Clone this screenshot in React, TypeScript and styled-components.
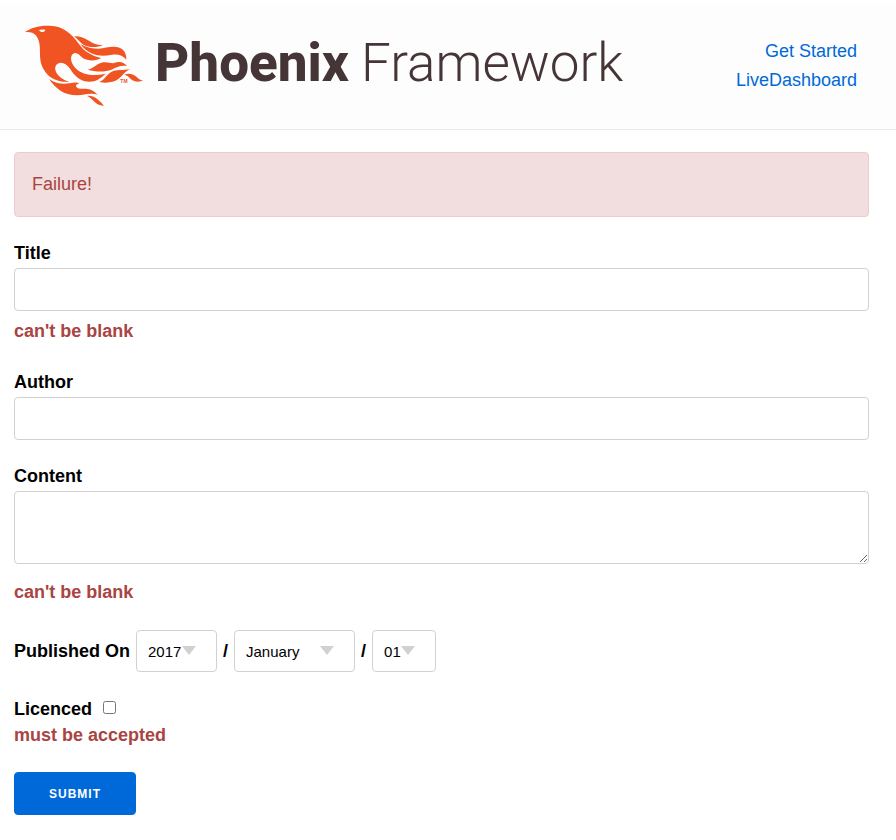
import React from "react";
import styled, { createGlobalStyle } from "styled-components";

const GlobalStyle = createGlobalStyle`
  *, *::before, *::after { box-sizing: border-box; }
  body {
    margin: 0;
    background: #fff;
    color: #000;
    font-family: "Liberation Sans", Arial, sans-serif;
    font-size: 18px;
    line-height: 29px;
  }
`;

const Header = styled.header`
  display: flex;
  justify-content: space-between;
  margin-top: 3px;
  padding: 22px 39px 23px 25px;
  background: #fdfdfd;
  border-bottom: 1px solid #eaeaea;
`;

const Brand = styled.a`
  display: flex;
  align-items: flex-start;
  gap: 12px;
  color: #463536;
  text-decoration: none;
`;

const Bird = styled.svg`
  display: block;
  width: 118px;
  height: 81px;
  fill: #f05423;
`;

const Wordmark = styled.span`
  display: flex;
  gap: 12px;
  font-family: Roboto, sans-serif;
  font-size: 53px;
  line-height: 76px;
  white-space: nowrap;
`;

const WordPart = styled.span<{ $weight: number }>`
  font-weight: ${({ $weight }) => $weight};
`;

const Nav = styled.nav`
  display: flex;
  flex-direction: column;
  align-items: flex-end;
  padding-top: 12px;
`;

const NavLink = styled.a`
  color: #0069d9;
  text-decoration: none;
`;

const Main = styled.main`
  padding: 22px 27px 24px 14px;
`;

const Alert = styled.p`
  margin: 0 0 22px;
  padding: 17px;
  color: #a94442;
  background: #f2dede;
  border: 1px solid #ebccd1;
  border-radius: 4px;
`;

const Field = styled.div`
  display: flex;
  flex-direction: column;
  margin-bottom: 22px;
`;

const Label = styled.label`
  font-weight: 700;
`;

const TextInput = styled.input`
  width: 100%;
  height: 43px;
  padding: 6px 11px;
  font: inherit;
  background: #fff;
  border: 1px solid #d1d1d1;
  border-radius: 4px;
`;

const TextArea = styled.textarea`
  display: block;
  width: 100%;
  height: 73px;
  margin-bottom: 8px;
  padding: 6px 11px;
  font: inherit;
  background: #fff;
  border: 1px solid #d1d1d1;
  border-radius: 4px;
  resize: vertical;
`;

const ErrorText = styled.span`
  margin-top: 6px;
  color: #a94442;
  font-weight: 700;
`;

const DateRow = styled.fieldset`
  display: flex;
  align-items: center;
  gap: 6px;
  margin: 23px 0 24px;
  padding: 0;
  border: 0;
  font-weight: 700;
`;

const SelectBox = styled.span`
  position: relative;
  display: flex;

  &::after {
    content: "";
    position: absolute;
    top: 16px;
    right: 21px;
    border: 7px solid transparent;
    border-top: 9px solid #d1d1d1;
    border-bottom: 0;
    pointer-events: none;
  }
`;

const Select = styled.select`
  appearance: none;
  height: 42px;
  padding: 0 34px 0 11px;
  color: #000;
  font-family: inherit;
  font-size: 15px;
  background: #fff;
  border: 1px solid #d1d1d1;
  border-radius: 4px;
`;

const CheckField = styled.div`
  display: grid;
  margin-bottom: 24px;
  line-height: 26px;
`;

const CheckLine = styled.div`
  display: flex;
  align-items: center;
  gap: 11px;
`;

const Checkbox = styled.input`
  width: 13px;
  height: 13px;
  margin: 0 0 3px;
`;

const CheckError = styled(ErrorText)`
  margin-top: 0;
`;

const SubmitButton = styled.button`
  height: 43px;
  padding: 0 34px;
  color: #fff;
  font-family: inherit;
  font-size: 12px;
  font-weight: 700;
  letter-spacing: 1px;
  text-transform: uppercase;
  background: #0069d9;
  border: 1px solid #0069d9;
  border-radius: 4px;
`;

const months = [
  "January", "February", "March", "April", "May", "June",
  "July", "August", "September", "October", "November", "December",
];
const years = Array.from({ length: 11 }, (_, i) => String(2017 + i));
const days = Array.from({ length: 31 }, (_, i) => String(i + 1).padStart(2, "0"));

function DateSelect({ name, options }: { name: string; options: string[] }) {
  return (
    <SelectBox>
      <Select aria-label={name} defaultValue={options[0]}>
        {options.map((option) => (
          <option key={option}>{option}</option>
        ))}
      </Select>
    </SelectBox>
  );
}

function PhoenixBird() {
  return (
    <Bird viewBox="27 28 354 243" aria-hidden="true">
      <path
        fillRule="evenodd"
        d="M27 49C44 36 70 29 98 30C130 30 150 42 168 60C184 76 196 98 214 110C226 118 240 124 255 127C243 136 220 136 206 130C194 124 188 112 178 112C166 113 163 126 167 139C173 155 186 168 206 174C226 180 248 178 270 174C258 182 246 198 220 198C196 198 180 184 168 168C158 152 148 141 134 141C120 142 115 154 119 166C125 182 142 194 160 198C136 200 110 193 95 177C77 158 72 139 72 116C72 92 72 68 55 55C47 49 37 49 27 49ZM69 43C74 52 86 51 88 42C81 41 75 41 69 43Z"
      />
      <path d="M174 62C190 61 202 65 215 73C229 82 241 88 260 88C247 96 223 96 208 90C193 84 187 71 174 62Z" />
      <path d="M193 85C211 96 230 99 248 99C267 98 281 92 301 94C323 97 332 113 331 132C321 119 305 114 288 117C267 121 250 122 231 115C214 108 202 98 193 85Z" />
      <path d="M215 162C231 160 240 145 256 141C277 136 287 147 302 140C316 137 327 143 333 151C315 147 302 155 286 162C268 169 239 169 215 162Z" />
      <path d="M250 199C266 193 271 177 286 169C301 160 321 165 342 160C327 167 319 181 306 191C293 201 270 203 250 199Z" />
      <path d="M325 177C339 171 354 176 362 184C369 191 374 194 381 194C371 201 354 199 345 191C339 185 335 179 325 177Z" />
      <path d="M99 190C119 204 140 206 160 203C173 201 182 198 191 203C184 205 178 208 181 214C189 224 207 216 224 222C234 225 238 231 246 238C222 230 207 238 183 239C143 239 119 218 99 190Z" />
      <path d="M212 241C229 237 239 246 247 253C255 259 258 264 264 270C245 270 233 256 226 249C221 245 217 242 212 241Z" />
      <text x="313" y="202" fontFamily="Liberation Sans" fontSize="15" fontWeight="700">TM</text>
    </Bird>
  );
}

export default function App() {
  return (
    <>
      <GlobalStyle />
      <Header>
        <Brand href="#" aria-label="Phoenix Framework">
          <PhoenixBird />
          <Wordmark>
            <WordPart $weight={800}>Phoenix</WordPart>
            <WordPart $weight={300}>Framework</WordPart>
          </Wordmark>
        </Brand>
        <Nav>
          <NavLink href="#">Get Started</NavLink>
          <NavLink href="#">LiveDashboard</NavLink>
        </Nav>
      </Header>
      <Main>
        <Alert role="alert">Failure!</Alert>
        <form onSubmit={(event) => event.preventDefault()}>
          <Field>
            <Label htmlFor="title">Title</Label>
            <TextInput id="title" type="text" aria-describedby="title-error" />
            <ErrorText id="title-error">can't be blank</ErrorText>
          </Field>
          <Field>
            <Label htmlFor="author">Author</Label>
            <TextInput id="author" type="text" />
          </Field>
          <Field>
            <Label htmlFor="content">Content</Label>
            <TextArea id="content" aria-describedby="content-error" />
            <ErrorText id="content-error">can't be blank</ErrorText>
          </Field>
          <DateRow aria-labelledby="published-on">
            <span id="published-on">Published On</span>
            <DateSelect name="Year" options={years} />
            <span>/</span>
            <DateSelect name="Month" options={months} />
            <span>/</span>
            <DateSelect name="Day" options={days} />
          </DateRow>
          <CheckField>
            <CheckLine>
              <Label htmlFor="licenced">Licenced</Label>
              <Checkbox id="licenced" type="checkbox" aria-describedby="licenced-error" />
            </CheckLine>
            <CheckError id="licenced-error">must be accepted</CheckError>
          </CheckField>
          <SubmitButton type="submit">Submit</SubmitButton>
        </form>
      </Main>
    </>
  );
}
-.-.-
■ Set task:
Tally the lines of the data that contain the string "React" and report the total alone.

■ Solution:
2